I’ve told the story before, on other blogs, in essays, but today 15 years later, it bears repeating. We mark anniversaries, we try to give meaning and purpose to that which is impossible to comprehend. I look at the young man sitting across from me and I remember I was eight and a half months pregnant when the towers fell. He was born just blocks from the smoldering remains at St. Vincent’s hospital in Manhattan. Our room overlooked the rubble in a city that was eerily quiet and grey.
Four years later, they closed St. Vincent’s to make way for luxury condos and it broke my heart. It felt like a moment in my past, a deep and meaningful moment had been erased. I spent countless days of my pregnancy there hooked up to a fetal heart monitor, hospitalized and on bedrest. At the time I couldn’t imagine a scarier thing — to be responsible for another human life and yet absolutely dependent on the doctors and nurses and midwives who cared for me, who kept my challenging pregnancy alive, who brought a beautiful healthy boy into the world.
Five years ago, I wrote this:
I’ve been thinking about a day this past March, a beautiful crisp late winter day. We drove over the Williamsburg bridge and in a way that was completely unplanned and unexpected, found ourselves pulled deeper and deeper into lower Manhattan. As we got closer, I knew we would park and walk and for the first time since it happened, I wanted to see it.
But I underestimated the impact it would have on us. I watched as my son realized for the first time that the planes were in fact passenger planes and not, as he had always assumed, war planes piloted by military men, but living breathing airplanes like the ones he travels on every summer to California and his father rides in over and over again on business trips.
Processing that information was too much for him, coupled as it was with the story of the plane that went down in Pennsylvania, and the idea that ordinary people on their way to visit family or to work somehow saved so many others with their heroic actions.
I am something of an idealist. I believe our job is to take care of each other, not push each other away. There are so many things that divide us, but I refuse to accept that we are better off building walls and closing ourselves off and disrespecting — rather than embracing — our differences.

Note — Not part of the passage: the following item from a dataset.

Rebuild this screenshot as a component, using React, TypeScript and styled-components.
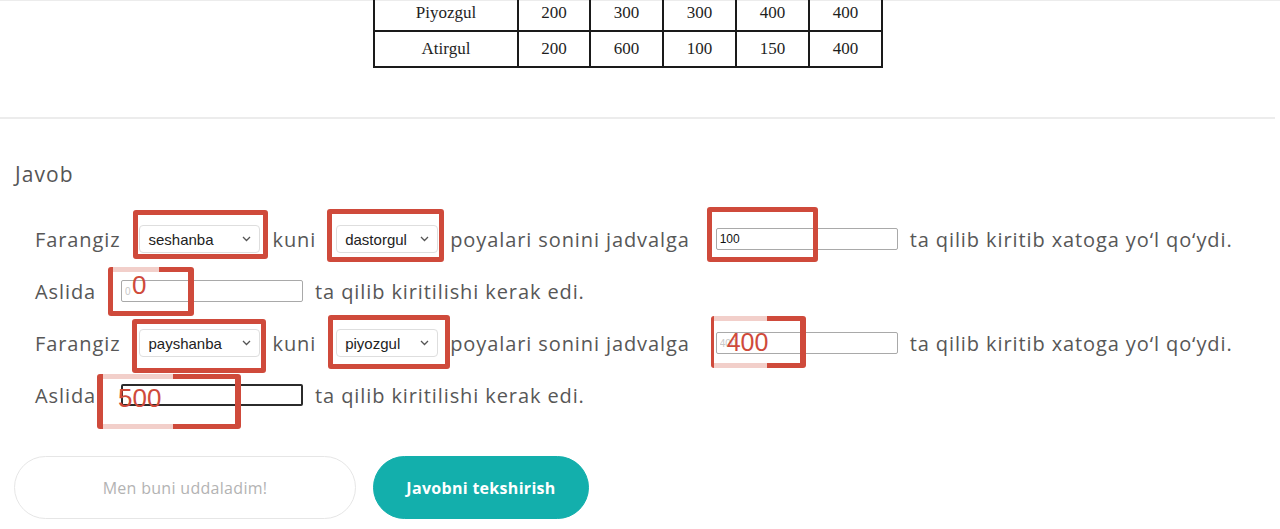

In April of this year I attended an event with James at World Trade Center One, a single spire of a building that has risen slowly above Ground Zero. It was a beautiful night. A celebratory event. And as I looked across the Hudson to New Jersey and down into New York Harbor, I saw the Statue of Liberty. A tiny green pillar of hope and ideals. “Give me your tired, your poor, Your huddled masses yearning to breathe free, The wretched refuse of your teeming shore, Send these, the homeless, tempest-tost to me, I lift my lamp beside the golden door!”
I believe in the golden door, in beacons of light, in the beauty and symmetry of one world. I believe that everything we want is on the other side of fear.
There are moments that stay with me. Hard and hopeless things that I have had to face. But I will never let those things define me. And I will never stop believing in the power of all that is good in this world. Out of the ashes, they created a thing of great beauty and strength. When I consider that line, that singular thought, I cannot help but think it speaks to so much more than rubble and skyscrapers.
Yesterday I sat in a room with other breast cancer survivors and I saw great beauty and strength. I heard stories and told stories, laughed and cried. There is so very little in this life that we can count on. I am grateful for the moments when we can count on each other. Because everything I want is on the other side of fear.